Non è ancora andato via. E già mi manca: non tanto per quello che ha fatto, ma per le speranze che aveva suscitato e per i rimpianti che lascia e per la paura di ciò che sta per venirgli dopo. Se la notte proverbialmente porta consiglio, questa volta dall’America porta scompiglio: mentre Obama promette “Resto al vostro fianco da cittadino”, “Non smetterò di servire l’America”, l’intelligence avverte che i russi sarebbero in possesso di informazioni scottanti, anche volgari, su Donald Trump e potrebbero ricattare il presidente eletto.

Tutto finisce dove tutto era cominciato: ‘Yes we can’ è lo slogan che apre la parabola presidenziale di Barack Obama; ‘Yes we can’ è l’atto di speranza che la chiude. Nel mezzo, otto anni talora contraddittori, talora deludenti, raramente esaltanti. Sul palco di Chicago, davanti a 20mila persone che sono la sua gente – molti erano lì anche quella sera del 4 novembre 2008, quando si celebrava una vittoria, lui e Michelle una coppia ancora giovane, Malia e Sasha ancora due bambine -, Barack si commuove: non è la prima volta, forse anzi l’ha fatto troppe volte, cedendo progressivamente all’emotività di fronte all’inanità degli sforzi, contro le armi facili, le uccisioni gratuite, l’ostilità agli immigrati.

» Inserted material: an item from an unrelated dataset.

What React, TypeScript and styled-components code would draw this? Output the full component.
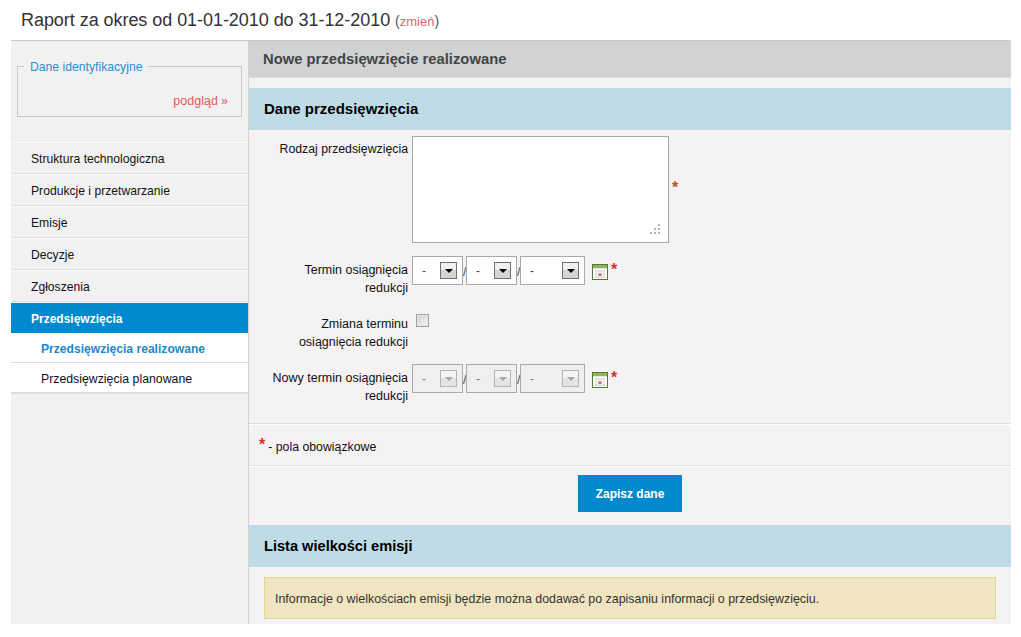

L’ultimo messaggio è un invito a non tradire i valori dell’America, a non diventare come la Russia, che è un’autocrazia, o la Cina, che resta una dittatura comunista, a non accettare una società basata sulle discriminazioni, che siano verso i diversi, i neri, gli immigrati, i musulmani. Cita Atticus Finch, l’avvocato dell’Alabama de ‘Il buio oltre la siepe’ di Harper Lee, e dice: “Non capirai mai una persona fino a quando non guardi le cose dal suo punto di vista”. L’avvocato Finch si batte in tribunale per difendere un giovane nero da un’accusa ingiusta, ma prima di tutto dai pregiudizi.

C’è autocritica, nel discorso di Obama: “Abbiamo fatto progressi, ma molto ancora resta da fare”. C’è qualche abbellimento della realtà: “Abbiamo cambiato l’America, che oggi è migliore” (ed elegge Trump?). Ci sono soprattutto moniti a chi resta, a chi gli dà il cambio senza raccoglierne l’eredità, anzi rifiutandola: il terrorismo integralista e il sedicente Stato islamico saranno definitivamente sconfitti “se non tradiremo i nostri valori”; e il cambiamento climatico è una minaccia per le generazioni future, “non le tradiremo solo se non lo negheremo”.

Mentre Barack parla, piange, è acclamato – e con lui, più di lui, la moglie Michelle -, è rimpianto, l’America è di nuovo traversata dal brivido che mettono le ultime indiscrezioni stampa: l’intelligence statunitense saprebbe che i russi hanno informazioni su Trump “scandalose”, che rendono il presidente eletto ricattabile. E’ tutto da verificare, a partire dalla credibilità dell’informatore.

Ma ci sono un sacco d’intelligence e di sospetti in questa lunga velenosa astiosa transizione da Obama a Trump. E a diradare la nebbia dei dubbi non basta l’ennesimo tweet di Trump: “Fake news – detto da uno che se n’intende, ndr -. E’ una caccia alle streghe politica”.

‘The Manchurian candidate’ è un film del 1962 rifatto nel 2004: magari, siamo alla terza edizione, questa stile reality show.